I was down on the north mole this evening when a massive ship slipped through the water past me. I live in a port town, so quite often I see the vast steel architecture of these structures float accross the top of Fremantle’s streetscape.
Ninety per cent of all trade between countries is carried by ships. There is something romantic about seeing a huge ship glide past you a few metres away and off on the four and a half day trip north to the tropics and to Singapore. On the other hand, there is nothing romantic about the fact that that ship will have its hull painted in a paint mixed with organotins – highly toxic chemicals which kill anything that attaches to the ship and which leach from the paint into sea water, and are absorbed by marine organisms and humans who eat them. There is nothing romantic about the fact that if cargo levels are low the ship will load up on local sea water, and then release the water when they pick up new cargo at the next port, introducing stowaway organisms that can become invasive, and potentially ruin entire ecosystems. Then, you all know about the spectre of the big oil spill, but did you know that many ships illegally discharge bilge oil before they enter port to save the money they’d have to spend on legally getting rid of the stuff?

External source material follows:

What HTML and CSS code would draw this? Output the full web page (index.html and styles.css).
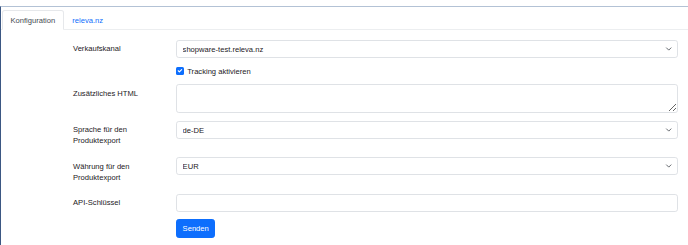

Despite the efforts of the Australian Quarantine and Inspection Service, we have the known marine pests the European Fan Worm and the Asian Date Mussel around Fremantle thanks to ship’s ballast. And although they are planned to be phased out by 2008, organotin-based anti-fouling paints can still be found in plenty of the hulls of the ships in Fremantle. Actions are being taken to deal with these problems by national and international agencies. These actions are happening about as quick as the response time of a mighty but stupid behometh of the sea. The night is gathering, but now I’m seeing more clearly.